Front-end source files
◆ ◆ ◆

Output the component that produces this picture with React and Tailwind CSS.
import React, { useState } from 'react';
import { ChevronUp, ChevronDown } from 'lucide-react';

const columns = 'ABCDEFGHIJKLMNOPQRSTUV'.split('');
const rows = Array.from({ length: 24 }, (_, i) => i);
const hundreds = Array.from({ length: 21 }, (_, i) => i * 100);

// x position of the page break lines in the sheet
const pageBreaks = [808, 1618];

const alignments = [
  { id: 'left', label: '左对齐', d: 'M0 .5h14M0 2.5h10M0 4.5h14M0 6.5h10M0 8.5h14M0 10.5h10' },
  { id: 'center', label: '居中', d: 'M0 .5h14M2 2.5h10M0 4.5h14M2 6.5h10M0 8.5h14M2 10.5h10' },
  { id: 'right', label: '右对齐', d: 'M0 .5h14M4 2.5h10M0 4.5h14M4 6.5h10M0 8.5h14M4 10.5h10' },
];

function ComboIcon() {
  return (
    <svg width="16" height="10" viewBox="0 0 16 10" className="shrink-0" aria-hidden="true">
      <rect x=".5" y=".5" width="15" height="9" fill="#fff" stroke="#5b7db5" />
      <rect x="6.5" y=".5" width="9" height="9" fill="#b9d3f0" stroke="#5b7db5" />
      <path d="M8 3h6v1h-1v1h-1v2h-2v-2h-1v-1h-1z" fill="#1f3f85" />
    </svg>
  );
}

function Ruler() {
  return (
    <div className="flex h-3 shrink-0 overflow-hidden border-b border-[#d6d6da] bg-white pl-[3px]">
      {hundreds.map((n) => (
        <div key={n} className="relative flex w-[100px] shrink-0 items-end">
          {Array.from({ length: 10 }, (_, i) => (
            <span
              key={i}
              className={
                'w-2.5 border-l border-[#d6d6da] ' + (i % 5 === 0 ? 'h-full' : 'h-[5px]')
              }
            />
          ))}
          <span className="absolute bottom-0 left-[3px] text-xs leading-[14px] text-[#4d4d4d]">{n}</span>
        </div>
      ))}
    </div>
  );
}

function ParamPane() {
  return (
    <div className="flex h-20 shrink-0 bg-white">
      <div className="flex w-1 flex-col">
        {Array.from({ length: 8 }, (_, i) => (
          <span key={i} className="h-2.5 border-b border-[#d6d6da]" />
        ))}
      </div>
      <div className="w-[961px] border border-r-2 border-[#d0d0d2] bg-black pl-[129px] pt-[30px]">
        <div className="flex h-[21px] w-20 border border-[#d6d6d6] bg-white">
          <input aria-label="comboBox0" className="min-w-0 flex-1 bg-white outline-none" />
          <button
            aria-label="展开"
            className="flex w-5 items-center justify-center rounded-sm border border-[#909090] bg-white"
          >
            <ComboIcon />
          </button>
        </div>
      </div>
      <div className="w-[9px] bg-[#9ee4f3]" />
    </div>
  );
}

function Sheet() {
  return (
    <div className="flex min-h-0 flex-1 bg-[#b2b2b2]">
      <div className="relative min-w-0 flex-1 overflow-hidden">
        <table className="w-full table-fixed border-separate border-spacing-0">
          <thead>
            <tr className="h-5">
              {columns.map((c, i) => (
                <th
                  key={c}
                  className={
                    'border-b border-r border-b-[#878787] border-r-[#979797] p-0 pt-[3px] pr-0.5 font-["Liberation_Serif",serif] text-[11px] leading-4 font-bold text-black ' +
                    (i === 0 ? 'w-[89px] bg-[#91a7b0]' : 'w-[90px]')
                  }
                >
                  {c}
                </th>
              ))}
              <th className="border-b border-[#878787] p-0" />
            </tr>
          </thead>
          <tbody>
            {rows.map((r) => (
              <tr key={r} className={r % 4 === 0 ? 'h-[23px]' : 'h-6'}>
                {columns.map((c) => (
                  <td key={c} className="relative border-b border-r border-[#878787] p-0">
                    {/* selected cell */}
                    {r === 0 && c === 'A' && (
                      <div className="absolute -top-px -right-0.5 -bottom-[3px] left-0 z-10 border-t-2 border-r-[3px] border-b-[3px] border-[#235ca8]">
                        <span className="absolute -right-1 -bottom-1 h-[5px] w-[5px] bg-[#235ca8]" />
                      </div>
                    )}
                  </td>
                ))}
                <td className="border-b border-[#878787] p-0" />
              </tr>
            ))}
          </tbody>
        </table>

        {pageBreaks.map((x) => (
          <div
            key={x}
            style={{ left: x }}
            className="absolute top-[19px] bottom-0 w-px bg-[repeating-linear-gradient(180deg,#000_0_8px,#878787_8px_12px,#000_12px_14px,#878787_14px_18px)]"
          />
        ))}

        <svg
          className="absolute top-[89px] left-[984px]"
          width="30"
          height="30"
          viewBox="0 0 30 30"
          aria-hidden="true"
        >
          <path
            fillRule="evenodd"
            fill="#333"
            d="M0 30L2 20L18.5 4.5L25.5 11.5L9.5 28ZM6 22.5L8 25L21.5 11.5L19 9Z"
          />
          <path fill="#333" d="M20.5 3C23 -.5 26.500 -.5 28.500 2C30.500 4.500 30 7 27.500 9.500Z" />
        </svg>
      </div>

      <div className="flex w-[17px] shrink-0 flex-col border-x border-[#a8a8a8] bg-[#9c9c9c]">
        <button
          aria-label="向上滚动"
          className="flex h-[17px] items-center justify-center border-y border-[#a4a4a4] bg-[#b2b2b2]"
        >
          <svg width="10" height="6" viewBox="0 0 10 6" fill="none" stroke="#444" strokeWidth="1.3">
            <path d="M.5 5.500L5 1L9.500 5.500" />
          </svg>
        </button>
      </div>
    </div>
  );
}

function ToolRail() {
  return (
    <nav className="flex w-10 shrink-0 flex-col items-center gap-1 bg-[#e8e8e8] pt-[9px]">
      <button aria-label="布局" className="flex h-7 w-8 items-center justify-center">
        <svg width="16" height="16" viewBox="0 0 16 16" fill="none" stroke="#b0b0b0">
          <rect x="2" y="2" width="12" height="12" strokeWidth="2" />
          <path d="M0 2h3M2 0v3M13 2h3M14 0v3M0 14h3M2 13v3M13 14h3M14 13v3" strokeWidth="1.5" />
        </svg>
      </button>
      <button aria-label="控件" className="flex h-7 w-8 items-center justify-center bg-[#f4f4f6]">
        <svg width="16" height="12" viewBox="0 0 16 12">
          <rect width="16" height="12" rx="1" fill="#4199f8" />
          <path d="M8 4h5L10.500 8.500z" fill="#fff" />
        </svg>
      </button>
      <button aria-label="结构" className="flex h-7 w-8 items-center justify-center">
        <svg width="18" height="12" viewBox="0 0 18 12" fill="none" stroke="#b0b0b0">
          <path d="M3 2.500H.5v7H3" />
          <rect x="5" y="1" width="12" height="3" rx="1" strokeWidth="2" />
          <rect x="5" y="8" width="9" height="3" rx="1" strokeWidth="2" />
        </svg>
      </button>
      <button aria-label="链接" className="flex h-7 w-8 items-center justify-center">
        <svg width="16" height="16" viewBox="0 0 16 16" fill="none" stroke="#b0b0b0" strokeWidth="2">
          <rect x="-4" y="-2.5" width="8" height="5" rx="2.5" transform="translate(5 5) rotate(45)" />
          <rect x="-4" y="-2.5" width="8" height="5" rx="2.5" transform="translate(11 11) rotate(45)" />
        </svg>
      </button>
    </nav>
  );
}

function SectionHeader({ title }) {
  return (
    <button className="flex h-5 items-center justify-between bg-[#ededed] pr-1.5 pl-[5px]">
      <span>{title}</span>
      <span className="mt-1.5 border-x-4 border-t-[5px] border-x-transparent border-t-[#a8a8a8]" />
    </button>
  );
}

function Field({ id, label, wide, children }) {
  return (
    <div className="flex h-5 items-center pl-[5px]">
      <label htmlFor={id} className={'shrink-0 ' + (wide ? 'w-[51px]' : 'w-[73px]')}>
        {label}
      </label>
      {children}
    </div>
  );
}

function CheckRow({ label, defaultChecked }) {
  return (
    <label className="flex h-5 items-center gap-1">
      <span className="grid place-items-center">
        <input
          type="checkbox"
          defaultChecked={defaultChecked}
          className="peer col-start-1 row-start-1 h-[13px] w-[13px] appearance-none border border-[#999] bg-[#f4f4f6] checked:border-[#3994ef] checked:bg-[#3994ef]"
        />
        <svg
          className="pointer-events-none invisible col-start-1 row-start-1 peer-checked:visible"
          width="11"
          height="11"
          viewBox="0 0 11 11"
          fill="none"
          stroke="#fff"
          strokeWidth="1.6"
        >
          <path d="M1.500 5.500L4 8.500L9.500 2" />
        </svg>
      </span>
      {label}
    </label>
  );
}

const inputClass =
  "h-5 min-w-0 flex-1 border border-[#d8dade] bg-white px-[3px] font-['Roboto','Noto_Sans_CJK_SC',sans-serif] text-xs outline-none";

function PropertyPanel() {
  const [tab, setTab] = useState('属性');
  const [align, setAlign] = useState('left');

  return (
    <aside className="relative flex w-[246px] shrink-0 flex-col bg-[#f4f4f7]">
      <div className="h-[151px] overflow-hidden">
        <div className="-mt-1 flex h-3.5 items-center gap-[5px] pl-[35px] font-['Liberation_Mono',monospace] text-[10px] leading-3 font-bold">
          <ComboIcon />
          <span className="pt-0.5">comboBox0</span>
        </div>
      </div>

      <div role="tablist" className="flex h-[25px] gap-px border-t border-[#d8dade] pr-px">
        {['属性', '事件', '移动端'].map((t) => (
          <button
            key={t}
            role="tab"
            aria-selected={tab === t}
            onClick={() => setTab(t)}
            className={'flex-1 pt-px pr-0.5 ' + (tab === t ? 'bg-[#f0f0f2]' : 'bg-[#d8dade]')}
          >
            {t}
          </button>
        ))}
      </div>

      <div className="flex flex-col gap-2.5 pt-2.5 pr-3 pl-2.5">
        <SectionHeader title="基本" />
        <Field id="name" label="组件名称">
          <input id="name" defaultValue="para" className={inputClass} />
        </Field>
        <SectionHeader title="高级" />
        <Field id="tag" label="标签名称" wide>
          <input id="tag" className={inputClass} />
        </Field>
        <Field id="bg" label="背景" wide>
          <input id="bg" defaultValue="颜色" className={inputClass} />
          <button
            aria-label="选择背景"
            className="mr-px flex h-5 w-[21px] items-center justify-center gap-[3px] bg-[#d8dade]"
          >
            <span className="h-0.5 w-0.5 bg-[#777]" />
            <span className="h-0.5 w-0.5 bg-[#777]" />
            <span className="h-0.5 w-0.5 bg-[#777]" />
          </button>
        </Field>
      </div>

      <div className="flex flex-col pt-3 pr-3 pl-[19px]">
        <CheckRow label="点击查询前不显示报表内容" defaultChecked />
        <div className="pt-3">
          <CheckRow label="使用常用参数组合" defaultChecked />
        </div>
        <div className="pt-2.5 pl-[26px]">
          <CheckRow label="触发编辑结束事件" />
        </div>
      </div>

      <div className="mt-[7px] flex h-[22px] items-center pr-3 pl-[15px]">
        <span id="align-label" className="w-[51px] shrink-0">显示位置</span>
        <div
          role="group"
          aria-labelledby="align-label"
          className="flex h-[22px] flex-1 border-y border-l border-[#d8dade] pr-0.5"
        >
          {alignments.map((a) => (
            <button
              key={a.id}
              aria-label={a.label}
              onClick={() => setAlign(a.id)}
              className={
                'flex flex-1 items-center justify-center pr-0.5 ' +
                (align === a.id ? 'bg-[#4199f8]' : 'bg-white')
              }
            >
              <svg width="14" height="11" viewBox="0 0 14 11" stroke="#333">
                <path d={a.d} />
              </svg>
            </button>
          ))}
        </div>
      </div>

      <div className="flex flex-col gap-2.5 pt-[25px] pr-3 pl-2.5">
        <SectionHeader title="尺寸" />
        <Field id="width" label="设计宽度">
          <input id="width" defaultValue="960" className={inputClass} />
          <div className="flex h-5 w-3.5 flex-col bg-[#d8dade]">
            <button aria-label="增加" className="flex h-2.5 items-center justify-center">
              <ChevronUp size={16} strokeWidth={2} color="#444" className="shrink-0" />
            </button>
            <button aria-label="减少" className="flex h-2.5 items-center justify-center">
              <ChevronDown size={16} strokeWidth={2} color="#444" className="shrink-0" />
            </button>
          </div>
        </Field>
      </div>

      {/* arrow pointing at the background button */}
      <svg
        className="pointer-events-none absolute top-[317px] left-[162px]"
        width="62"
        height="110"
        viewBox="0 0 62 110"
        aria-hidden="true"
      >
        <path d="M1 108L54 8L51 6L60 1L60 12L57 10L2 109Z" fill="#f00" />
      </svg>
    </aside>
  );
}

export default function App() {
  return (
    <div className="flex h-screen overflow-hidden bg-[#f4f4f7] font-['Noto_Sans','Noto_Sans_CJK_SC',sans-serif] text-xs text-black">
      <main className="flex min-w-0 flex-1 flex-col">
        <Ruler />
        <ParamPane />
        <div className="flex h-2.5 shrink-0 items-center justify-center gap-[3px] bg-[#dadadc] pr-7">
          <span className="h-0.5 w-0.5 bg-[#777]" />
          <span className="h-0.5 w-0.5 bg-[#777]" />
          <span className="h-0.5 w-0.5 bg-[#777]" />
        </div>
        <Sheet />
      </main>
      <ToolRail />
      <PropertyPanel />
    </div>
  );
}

◆ ◆ ◆

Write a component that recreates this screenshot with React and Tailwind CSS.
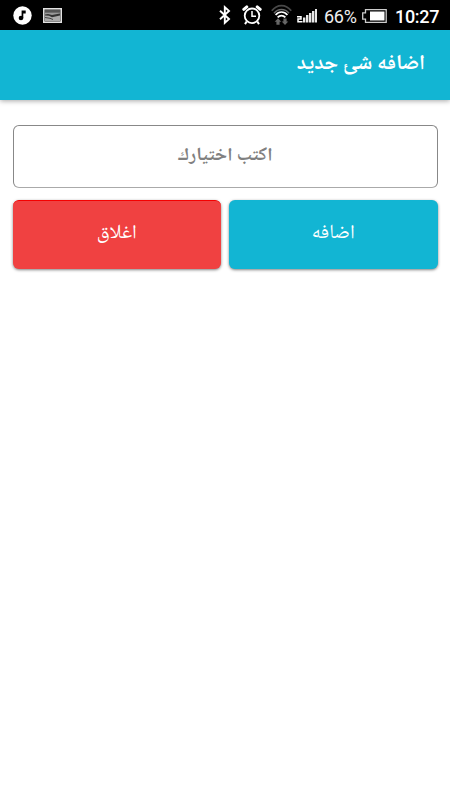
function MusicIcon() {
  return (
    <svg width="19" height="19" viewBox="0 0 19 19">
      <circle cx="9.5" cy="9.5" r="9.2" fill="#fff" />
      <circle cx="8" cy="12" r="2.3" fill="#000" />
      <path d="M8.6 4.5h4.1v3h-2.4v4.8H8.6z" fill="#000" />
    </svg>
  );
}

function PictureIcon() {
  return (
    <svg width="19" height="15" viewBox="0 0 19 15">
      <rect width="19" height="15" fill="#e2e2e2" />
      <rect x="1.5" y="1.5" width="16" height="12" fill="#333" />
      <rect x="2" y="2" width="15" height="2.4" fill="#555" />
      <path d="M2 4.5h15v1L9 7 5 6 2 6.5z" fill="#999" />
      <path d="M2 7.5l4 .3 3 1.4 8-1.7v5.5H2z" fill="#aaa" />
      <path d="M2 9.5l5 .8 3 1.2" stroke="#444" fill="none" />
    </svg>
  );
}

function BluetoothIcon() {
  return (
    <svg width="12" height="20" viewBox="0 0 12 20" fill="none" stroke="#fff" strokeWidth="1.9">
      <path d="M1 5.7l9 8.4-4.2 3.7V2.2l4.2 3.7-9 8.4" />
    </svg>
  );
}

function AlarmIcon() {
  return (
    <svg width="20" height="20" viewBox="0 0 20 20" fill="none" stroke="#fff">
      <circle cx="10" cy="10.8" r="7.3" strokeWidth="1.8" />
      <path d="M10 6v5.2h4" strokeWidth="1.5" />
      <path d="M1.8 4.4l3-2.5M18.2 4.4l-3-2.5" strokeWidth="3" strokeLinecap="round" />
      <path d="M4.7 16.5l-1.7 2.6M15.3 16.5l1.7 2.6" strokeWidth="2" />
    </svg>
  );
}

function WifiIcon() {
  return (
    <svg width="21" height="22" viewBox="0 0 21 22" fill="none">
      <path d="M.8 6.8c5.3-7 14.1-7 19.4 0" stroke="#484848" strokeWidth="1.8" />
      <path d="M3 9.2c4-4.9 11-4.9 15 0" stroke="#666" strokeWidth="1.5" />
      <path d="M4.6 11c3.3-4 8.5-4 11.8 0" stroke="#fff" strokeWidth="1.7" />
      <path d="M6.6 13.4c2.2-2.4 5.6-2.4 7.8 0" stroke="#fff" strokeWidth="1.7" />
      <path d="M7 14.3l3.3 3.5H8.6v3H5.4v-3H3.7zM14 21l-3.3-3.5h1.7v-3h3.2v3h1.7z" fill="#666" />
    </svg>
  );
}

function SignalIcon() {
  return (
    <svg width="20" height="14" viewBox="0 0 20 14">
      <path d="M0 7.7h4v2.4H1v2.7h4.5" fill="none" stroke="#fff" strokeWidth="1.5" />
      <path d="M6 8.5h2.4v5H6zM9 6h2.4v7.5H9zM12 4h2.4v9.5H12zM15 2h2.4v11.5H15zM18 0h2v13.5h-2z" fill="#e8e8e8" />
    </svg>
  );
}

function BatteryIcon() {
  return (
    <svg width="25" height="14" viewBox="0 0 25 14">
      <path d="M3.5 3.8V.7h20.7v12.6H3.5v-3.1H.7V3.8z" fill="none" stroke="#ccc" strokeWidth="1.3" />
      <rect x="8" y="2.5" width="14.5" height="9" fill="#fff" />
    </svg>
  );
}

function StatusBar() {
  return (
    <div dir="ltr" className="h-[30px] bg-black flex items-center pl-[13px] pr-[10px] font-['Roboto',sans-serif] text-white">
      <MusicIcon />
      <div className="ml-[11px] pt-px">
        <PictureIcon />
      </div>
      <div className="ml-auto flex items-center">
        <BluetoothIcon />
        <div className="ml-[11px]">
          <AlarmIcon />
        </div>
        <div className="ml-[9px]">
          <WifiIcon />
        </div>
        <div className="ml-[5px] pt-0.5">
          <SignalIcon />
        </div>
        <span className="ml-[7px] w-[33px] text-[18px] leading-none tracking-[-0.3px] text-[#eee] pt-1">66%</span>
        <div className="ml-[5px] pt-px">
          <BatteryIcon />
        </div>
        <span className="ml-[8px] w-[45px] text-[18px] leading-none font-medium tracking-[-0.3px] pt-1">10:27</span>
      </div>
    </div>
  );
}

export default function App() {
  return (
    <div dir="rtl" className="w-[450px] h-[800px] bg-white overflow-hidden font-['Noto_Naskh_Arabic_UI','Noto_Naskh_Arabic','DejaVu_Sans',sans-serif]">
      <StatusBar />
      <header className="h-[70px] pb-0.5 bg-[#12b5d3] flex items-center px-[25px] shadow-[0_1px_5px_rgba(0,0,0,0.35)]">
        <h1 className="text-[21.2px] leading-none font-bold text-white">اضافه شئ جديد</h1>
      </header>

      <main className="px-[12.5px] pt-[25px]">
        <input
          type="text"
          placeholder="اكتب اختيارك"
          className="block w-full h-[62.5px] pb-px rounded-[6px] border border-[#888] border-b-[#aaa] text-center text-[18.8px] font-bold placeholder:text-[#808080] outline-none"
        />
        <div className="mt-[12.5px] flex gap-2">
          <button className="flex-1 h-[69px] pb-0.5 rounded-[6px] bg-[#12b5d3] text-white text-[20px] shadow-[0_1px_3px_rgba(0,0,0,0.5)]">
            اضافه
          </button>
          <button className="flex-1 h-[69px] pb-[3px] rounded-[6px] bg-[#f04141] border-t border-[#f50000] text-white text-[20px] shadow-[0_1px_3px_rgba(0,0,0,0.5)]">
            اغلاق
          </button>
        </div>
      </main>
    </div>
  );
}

◆ ◆ ◆

Looking at the entries above, say how many lines contain the word "that". Only the number is wanted.

2